> Set problem:
Don't copy the pictures; return every other part of the records exactly.

# Given records start

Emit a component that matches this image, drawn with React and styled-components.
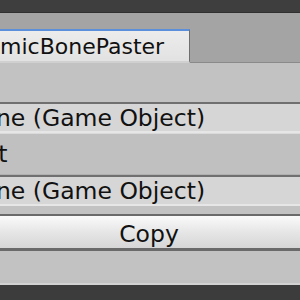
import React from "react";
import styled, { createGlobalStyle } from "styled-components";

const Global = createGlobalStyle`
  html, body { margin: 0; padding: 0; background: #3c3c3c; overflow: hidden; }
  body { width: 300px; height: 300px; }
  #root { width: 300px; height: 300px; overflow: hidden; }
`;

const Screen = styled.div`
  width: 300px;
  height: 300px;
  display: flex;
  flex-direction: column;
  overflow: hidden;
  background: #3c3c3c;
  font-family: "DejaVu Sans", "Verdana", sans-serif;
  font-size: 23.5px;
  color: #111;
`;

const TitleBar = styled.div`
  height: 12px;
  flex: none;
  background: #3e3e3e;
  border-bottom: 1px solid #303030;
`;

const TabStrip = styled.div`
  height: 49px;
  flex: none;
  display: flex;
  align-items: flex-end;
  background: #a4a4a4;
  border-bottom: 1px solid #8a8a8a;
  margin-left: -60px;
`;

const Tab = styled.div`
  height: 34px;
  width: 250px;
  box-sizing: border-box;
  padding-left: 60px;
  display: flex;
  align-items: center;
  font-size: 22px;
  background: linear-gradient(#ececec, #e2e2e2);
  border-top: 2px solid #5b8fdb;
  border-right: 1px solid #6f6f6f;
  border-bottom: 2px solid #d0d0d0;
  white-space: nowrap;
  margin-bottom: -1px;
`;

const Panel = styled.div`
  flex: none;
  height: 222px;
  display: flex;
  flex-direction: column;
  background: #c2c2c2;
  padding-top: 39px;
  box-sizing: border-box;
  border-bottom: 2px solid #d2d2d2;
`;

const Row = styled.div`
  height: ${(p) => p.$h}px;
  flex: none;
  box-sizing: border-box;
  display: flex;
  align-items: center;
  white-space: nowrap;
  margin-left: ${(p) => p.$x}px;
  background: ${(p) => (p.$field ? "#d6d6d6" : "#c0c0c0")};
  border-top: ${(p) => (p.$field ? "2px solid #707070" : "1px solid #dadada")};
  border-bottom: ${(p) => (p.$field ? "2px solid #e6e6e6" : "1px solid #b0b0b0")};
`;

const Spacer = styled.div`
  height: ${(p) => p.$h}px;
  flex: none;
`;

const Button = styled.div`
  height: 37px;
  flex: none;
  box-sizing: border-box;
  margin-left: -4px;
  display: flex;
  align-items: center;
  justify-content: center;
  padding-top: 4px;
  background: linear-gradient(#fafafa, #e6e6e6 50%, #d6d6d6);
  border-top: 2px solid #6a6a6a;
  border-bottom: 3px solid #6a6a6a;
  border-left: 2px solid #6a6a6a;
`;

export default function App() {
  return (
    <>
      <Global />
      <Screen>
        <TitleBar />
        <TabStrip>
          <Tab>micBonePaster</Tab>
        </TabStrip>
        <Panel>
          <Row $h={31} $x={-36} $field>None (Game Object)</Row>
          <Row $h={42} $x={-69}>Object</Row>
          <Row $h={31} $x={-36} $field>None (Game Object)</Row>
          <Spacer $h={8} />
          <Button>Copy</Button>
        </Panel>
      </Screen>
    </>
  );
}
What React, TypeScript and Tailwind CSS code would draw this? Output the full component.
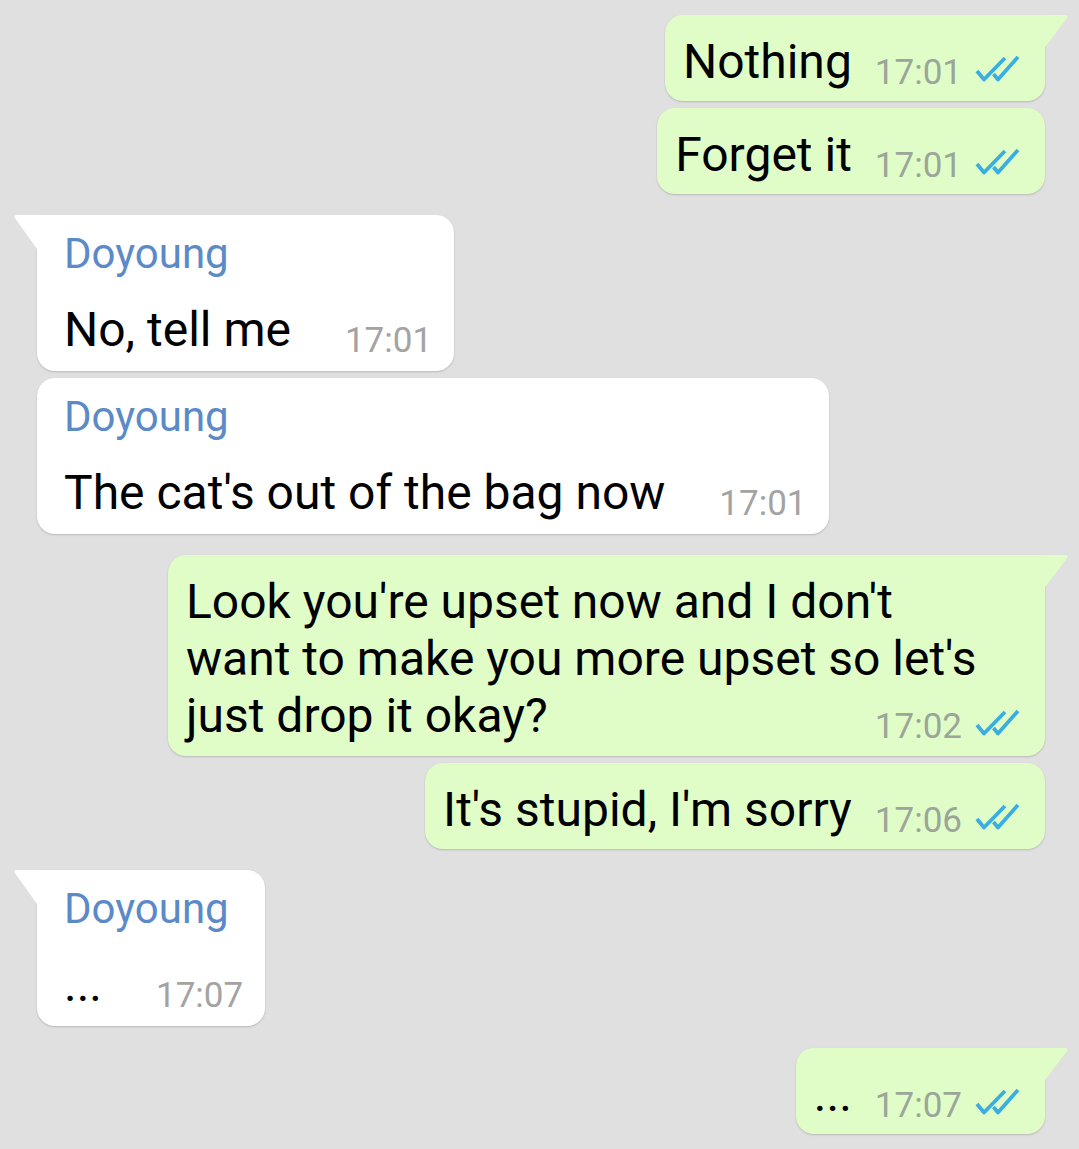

# Given records end

> Exercise response:
Emit a component that matches this image, drawn with React and styled-components.
import React from "react";
import styled, { createGlobalStyle } from "styled-components";

const Global = createGlobalStyle`
  html, body { margin: 0; padding: 0; background: #3c3c3c; overflow: hidden; }
  body { width: 300px; height: 300px; }
  #root { width: 300px; height: 300px; overflow: hidden; }
`;

const Screen = styled.div`
  width: 300px;
  height: 300px;
  display: flex;
  flex-direction: column;
  overflow: hidden;
  background: #3c3c3c;
  font-family: "DejaVu Sans", "Verdana", sans-serif;
  font-size: 23.5px;
  color: #111;
`;

const TitleBar = styled.div`
  height: 12px;
  flex: none;
  background: #3e3e3e;
  border-bottom: 1px solid #303030;
`;

const TabStrip = styled.div`
  height: 49px;
  flex: none;
  display: flex;
  align-items: flex-end;
  background: #a4a4a4;
  border-bottom: 1px solid #8a8a8a;
  margin-left: -60px;
`;

const Tab = styled.div`
  height: 34px;
  width: 250px;
  box-sizing: border-box;
  padding-left: 60px;
  display: flex;
  align-items: center;
  font-size: 22px;
  background: linear-gradient(#ececec, #e2e2e2);
  border-top: 2px solid #5b8fdb;
  border-right: 1px solid #6f6f6f;
  border-bottom: 2px solid #d0d0d0;
  white-space: nowrap;
  margin-bottom: -1px;
`;

const Panel = styled.div`
  flex: none;
  height: 222px;
  display: flex;
  flex-direction: column;
  background: #c2c2c2;
  padding-top: 39px;
  box-sizing: border-box;
  border-bottom: 2px solid #d2d2d2;
`;

const Row = styled.div`
  height: ${(p) => p.$h}px;
  flex: none;
  box-sizing: border-box;
  display: flex;
  align-items: center;
  white-space: nowrap;
  margin-left: ${(p) => p.$x}px;
  background: ${(p) => (p.$field ? "#d6d6d6" : "#c0c0c0")};
  border-top: ${(p) => (p.$field ? "2px solid #707070" : "1px solid #dadada")};
  border-bottom: ${(p) => (p.$field ? "2px solid #e6e6e6" : "1px solid #b0b0b0")};
`;

const Spacer = styled.div`
  height: ${(p) => p.$h}px;
  flex: none;
`;

const Button = styled.div`
  height: 37px;
  flex: none;
  box-sizing: border-box;
  margin-left: -4px;
  display: flex;
  align-items: center;
  justify-content: center;
  padding-top: 4px;
  background: linear-gradient(#fafafa, #e6e6e6 50%, #d6d6d6);
  border-top: 2px solid #6a6a6a;
  border-bottom: 3px solid #6a6a6a;
  border-left: 2px solid #6a6a6a;
`;

export default function App() {
  return (
    <>
      <Global />
      <Screen>
        <TitleBar />
        <TabStrip>
          <Tab>micBonePaster</Tab>
        </TabStrip>
        <Panel>
          <Row $h={31} $x={-36} $field>None (Game Object)</Row>
          <Row $h={42} $x={-69}>Object</Row>
          <Row $h={31} $x={-36} $field>None (Game Object)</Row>
          <Spacer $h={8} />
          <Button>Copy</Button>
        </Panel>
      </Screen>
    </>
  );
}
What React, TypeScript and Tailwind CSS code would draw this? Output the full component.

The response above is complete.